Check each line for the string "React" and give only the count of lines that have it.

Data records
+ + + + +

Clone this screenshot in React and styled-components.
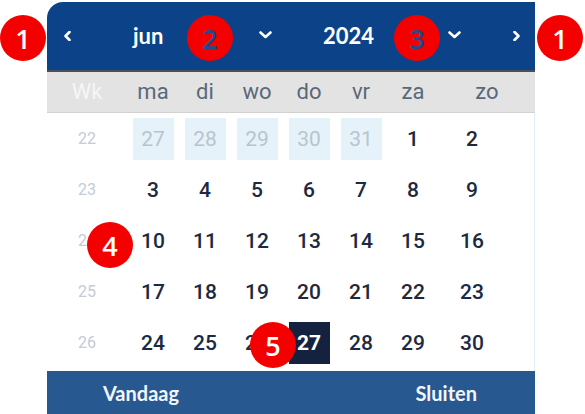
import React from "react";
import styled, { createGlobalStyle } from "styled-components";

const GlobalStyle = createGlobalStyle`
  html, body {
    margin: 0;
    padding: 0;
    background: #ffffff;
  }
  body {
    font-family: Roboto, "Liberation Sans", sans-serif;
  }
`;

const Page = styled.div`
  position: relative;
  width: 585px;
  height: 414px;
  overflow: hidden;
  padding-left: 47px;
  box-sizing: border-box;
`;

const Picker = styled.div`
  width: 488px;
  padding-top: 2px;
  display: flex;
  flex-direction: column;
`;

const Header = styled.div`
  display: flex;
  align-items: center;
  height: 68px;
  background: #0c4388;
  border-top-left-radius: 16px;
  border-bottom: 2px solid #4a4f57;
  color: #ffffff;
  font-family: Lato, "Liberation Sans", sans-serif;
  font-weight: 700;
  font-size: 22px;
`;

const NavButton = styled.div`
  display: flex;
  align-items: center;
  justify-content: ${({ $end }) => ($end ? "flex-end" : "center")};
  width: ${({ $width }) => $width}px;
  padding-right: ${({ $end }) => ($end ? "15px" : "0")};
  box-sizing: border-box;
  height: 100%;
`;

const Select = styled.div`
  display: flex;
  align-items: center;
  justify-content: space-between;
  width: ${({ $width }) => $width}px;
  padding-left: ${({ $left }) => $left}px;
  padding-right: ${({ $right }) => $right}px;
  box-sizing: border-box;
  height: 100%;
  padding-bottom: 2px;
`;

const WeekdayRow = styled.div`
  display: grid;
  grid-template-columns: 80px repeat(6, 52px) 96px;
  align-items: center;
  height: 40px;
  background: #e3e3e3;
  border-bottom: 1px solid #d2d2d2;
  font-size: 22px;
  color: #58697b;
`;

const Weekday = styled.div`
  text-align: center;
  color: ${({ $muted }) => ($muted ? "#f6f6f6" : "inherit")};
  padding-bottom: 2px;
`;

const Body = styled.div`
  display: grid;
  grid-template-columns: 80px repeat(6, 52px) 66px;
  grid-auto-rows: 51px;
  padding-right: 30px;
  padding-bottom: 3px;
  border-right: 1px solid #e4eef8;
`;

const WeekNumber = styled.div`
  display: flex;
  align-items: center;
  justify-content: center;
  font-size: 16px;
  color: #c2ccd6;
`;

const DayCell = styled.div`
  display: flex;
  align-items: center;
  justify-content: center;
`;

const Day = styled.div`
  display: flex;
  align-items: center;
  justify-content: center;
  width: ${({ $outside, $selected }) => ($outside || $selected ? "41px" : "auto")};
  height: 42px;
  font-size: 21px;
  font-weight: ${({ $outside }) => ($outside ? 400 : 500)};
  color: ${({ $outside, $selected }) =>
    $selected ? "#ffffff" : $outside ? "#b9c4cc" : "#1c2940"};
  background: ${({ $outside, $selected }) =>
    $selected ? "#15223f" : $outside ? "#e6f2fa" : "transparent"};
  font-weight: ${({ $selected, $outside }) => ($selected ? 700 : $outside ? 400 : 500)};
`;

const Footer = styled.div`
  display: flex;
  align-items: center;
  justify-content: space-between;
  height: 44px;
  padding: 0 58px 2px 56px;
  background: #27588f;
  color: #f2f6fb;
  font-family: Lato, "Liberation Sans", sans-serif;
  font-weight: 700;
  font-size: 20px;
`;

const Badge = styled.div`
  position: absolute;
  left: ${({ $x }) => $x - 23}px;
  top: ${({ $y }) => $y - 23}px;
  width: 46px;
  height: 46px;
  border-radius: 50%;
  background: #f40000;
  color: ${({ $dark }) => ($dark ? "#1e4c8c" : "#ffffff")};
  display: flex;
  align-items: center;
  justify-content: center;
  font-family: "Open Sans", "Liberation Sans", sans-serif;
  font-weight: 600;
  font-size: 27px;
  line-height: 1;
`;

const Chevron = ({ dir }) => {
  const paths = {
    left: "M5.5 1 L1.5 5 L5.5 9",
    right: "M1.5 1 L5.5 5 L1.5 9",
    down: "M1.5 1.5 L6.5 6 L11.5 1.5",
  };
  const size = dir === "down" ? [13, 8] : [7, 10];
  return (
    <svg width={size[0]} height={size[1]} viewBox={`0 0 ${size[0]} ${size[1]}`}>
      <path
        d={paths[dir]}
        fill="none"
        stroke="#ffffff"
        strokeWidth="2.6"
        strokeLinecap="round"
        strokeLinejoin="round"
      />
    </svg>
  );
};

const weekdays = ["ma", "di", "wo", "do", "vr", "za", "zo"];

const weeks = [
  { nr: 22, days: [27, 28, 29, 30, 31, 1, 2], outside: 5 },
  { nr: 23, days: [3, 4, 5, 6, 7, 8, 9] },
  { nr: 24, days: [10, 11, 12, 13, 14, 15, 16] },
  { nr: 25, days: [17, 18, 19, 20, 21, 22, 23] },
  { nr: 26, days: [24, 25, 26, 27, 28, 29, 30] },
];

const selectedDay = 27;

const badges = [
  { n: 1, x: 23, y: 38 },
  { n: 2, x: 210, y: 38, dark: true },
  { n: 3, x: 417, y: 38, dark: true },
  { n: 1, x: 560, y: 38 },
  { n: 4, x: 110, y: 245 },
  { n: 5, x: 273, y: 345 },
];

const App = () => {
  return (
    <Page>
      <GlobalStyle />
      <Picker>
        <Header>
          <NavButton $width={40}>
            <Chevron dir="left" />
          </NavButton>
          <Select $width={200} $left={46} $right={15}>
            <span>jun</span>
            <Chevron dir="down" />
          </Select>
          <Select $width={188} $left={36} $right={14}>
            <span>2024</span>
            <Chevron dir="down" />
          </Select>
          <NavButton $width={60} $end>
            <Chevron dir="right" />
          </NavButton>
        </Header>
        <WeekdayRow>
          <Weekday $muted>Wk</Weekday>
          {weekdays.map((d) => (
            <Weekday key={d}>{d}</Weekday>
          ))}
        </WeekdayRow>
        <Body>
          {weeks.map((week) => (
            <React.Fragment key={week.nr}>
              <WeekNumber>{week.nr}</WeekNumber>
              {week.days.map((day, i) => {
                const outside = week.outside ? i < week.outside : false;
                const selected = !outside && day === selectedDay && week.nr === 26;
                return (
                  <DayCell key={i}>
                    <Day $outside={outside} $selected={selected}>
                      {day}
                    </Day>
                  </DayCell>
                );
              })}
            </React.Fragment>
          ))}
        </Body>
        <Footer>
          <span>Vandaag</span>
          <span>Sluiten</span>
        </Footer>
      </Picker>
      {badges.map((b, i) => (
        <Badge key={i} $x={b.x} $y={b.y} $dark={b.dark}>
          {b.n}
        </Badge>
      ))}
    </Page>
  );
};

export default App;
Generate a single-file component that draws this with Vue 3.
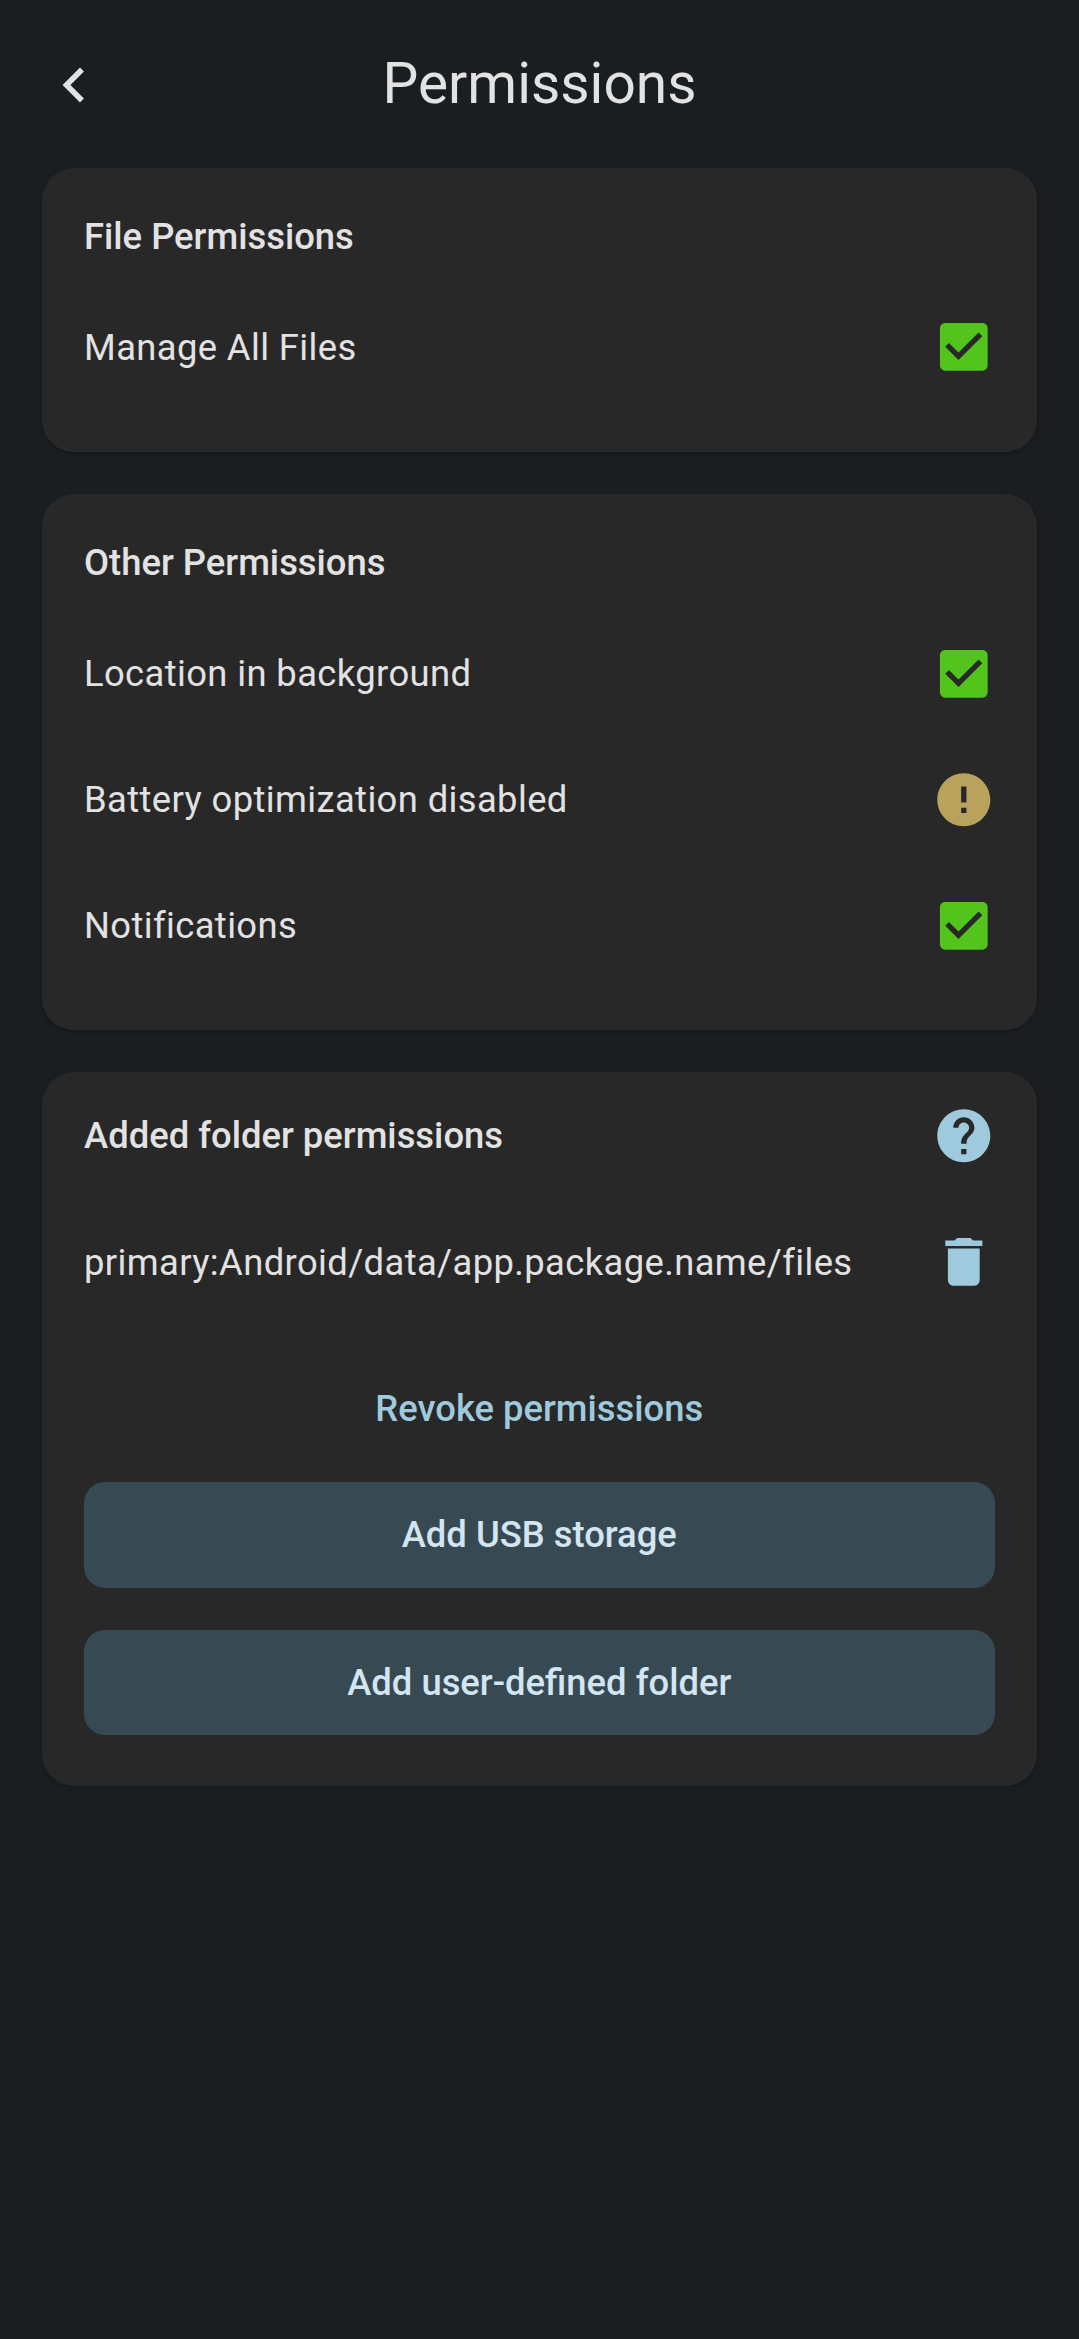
<script setup>
const icons = {
  check: 'M19 3H5c-1.11 0-2 .9-2 2v14c0 1.1.89 2 2 2h14c1.11 0 2-.9 2-2V5c0-1.1-.89-2-2-2z',
  warn: 'M12 2C6.48 2 2 6.48 2 12s4.48 10 10 10 10-4.48 10-10S17.52 2 12 2zm1 15h-2v-2h2v2zm0-4h-2V7h2v6z',
  help: 'M12 2C6.48 2 2 6.48 2 12s4.48 10 10 10 10-4.48 10-10S17.52 2 12 2zm1 17h-2v-2h2v2zm2.07-7.75l-.9.92C13.45 12.9 13 13.5 13 15h-2v-.5c0-1.1.45-2.1 1.17-2.83l1.24-1.26c.37-.36.59-.86.59-1.41 0-1.1-.9-2-2-2s-2 .9-2 2H8c0-2.21 1.79-4 4-4s4 1.79 4 4c0 .88-.36 1.68-.93 2.25z',
  trash: 'M6 19c0 1.1.9 2 2 2h8c1.1 0 2-.9 2-2V7H6v12zM19 4h-3.5l-1-1h-5l-1 1H5v2h14V4z'
}
const checkMark = 'M10 17l-5-5 1.41-1.41L10 14.17l7.59-7.59L19 8l-9 9z'
const otherRows = [
  { label: 'Location in background', icon: 'check' },
  { label: 'Battery optimization disabled', icon: 'warn' },
  { label: 'Notifications', icon: 'check' }
]
</script>

<template>
  <div class="page">
    <header class="header">
      <svg class="back" viewBox="0 0 64 64" aria-label="Back">
        <path d="M38 19.5 L24.5 33 L38 46.5" fill="none" stroke="#e2e2e2" stroke-width="5.6" stroke-linecap="square" />
      </svg>
      <h1 class="title">Permissions</h1>
    </header>

    <main class="cards">
      <section class="card">
        <h2 class="card-head">File Permissions</h2>
        <div class="row">
          <span class="label">Manage All Files</span>
          <svg class="icon" viewBox="0 0 24 24">
            <path :d="icons.check" fill="#53c41b" />
            <path :d="checkMark" fill="#282828" />
          </svg>
        </div>
      </section>

      <section class="card card-other">
        <h2 class="card-head">Other Permissions</h2>
        <div v-for="row in otherRows" :key="row.label" class="row">
          <span class="label">{{ row.label }}</span>
          <svg class="icon" viewBox="0 0 24 24">
            <template v-if="row.icon === 'check'">
              <path :d="icons.check" fill="#53c41b" />
              <path :d="checkMark" fill="#282828" />
            </template>
            <template v-else>
              <path :d="icons.warn" fill="#b9a35c" />
            </template>
          </svg>
        </div>
      </section>

      <section class="card card-folders">
        <div class="card-head card-head-icon">
          <h2 class="head-text">Added folder permissions</h2>
          <svg class="icon" viewBox="0 0 24 24"><path :d="icons.help" fill="#9fc9dc" /></svg>
        </div>
        <div class="row">
          <span class="label">primary:Android/data/app.package.name/files</span>
          <svg class="icon" viewBox="0 0 24 24"><path :d="icons.trash" fill="#9fc9dc" /></svg>
        </div>
        <div class="revoke">Revoke permissions</div>
        <button class="btn">Add USB storage</button>
        <button class="btn">Add user-defined folder</button>
      </section>
    </main>
  </div>
</template>

<style scoped>
.page {
  min-height: 2339px;
  background: #1a1e21;
  font-family: Roboto, "Liberation Sans", sans-serif;
  color: #e2e2e2;
  box-sizing: border-box;
}
.header {
  position: relative;
  height: 168px;
  display: flex;
  align-items: center;
  justify-content: center;
}
.back {
  position: absolute;
  left: 42px;
  top: 52px;
  width: 64px;
  height: 64px;
}
.title {
  margin: 0;
  font-size: 56.8px;
  font-weight: 400;
  line-height: 64px;
}
.cards {
  display: flex;
  flex-direction: column;
  gap: 42.5px;
  padding: 0 42px;
}
.card {
  background: #282828;
  border-radius: 32px;
  padding: 42px 42.5px 62.5px 42px;
  box-shadow: 0 2px 4px rgba(0, 0, 0, 0.2);
}
.card-other {
  padding-bottom: 61.4px;
}
.card-folders {
  padding-top: 32px;
  padding-bottom: 51px;
}
.card-head {
  margin: 0 0 42.6px;
  height: 52px;
  line-height: 53px;
  font-size: 36.4px;
  font-weight: 500;
}
.card-head-icon {
  height: 63.6px;
  margin-bottom: 52px;
  display: flex;
  align-items: center;
  justify-content: space-between;
}
.head-text {
  margin: 0;
  font: inherit;
}
.row {
  height: 84.8px;
  display: flex;
  align-items: center;
  justify-content: space-between;
  font-size: 36.4px;
  letter-spacing: 0.38px;
}
.row + .row {
  margin-top: 41.4px;
}
.label {
  line-height: 1;
  padding-top: 1.6px;
}
.icon {
  width: 63.6px;
  height: 63.6px;
  margin-right: -0.8px;
  flex: none;
}
.revoke {
  height: 106px;
  margin-top: 50.6px;
  margin-bottom: 21px;
  display: flex;
  align-items: center;
  justify-content: center;
  font-size: 36.4px;
  font-weight: 500;
  color: #9fc9dc;
}
.btn {
  display: block;
  width: 100%;
  height: 105.5px;
  border: 0;
  padding: 0;
  border-radius: 21px;
  background: #374a54;
  color: #d3e5f0;
  font: inherit;
  font-size: 36.4px;
  font-weight: 500;
}
.btn + .btn {
  margin-top: 42px;
}
</style>

<style>
html, body { background: #1a1e21; }
</style>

+ + + + +

• EXERCISE SOLUTION
4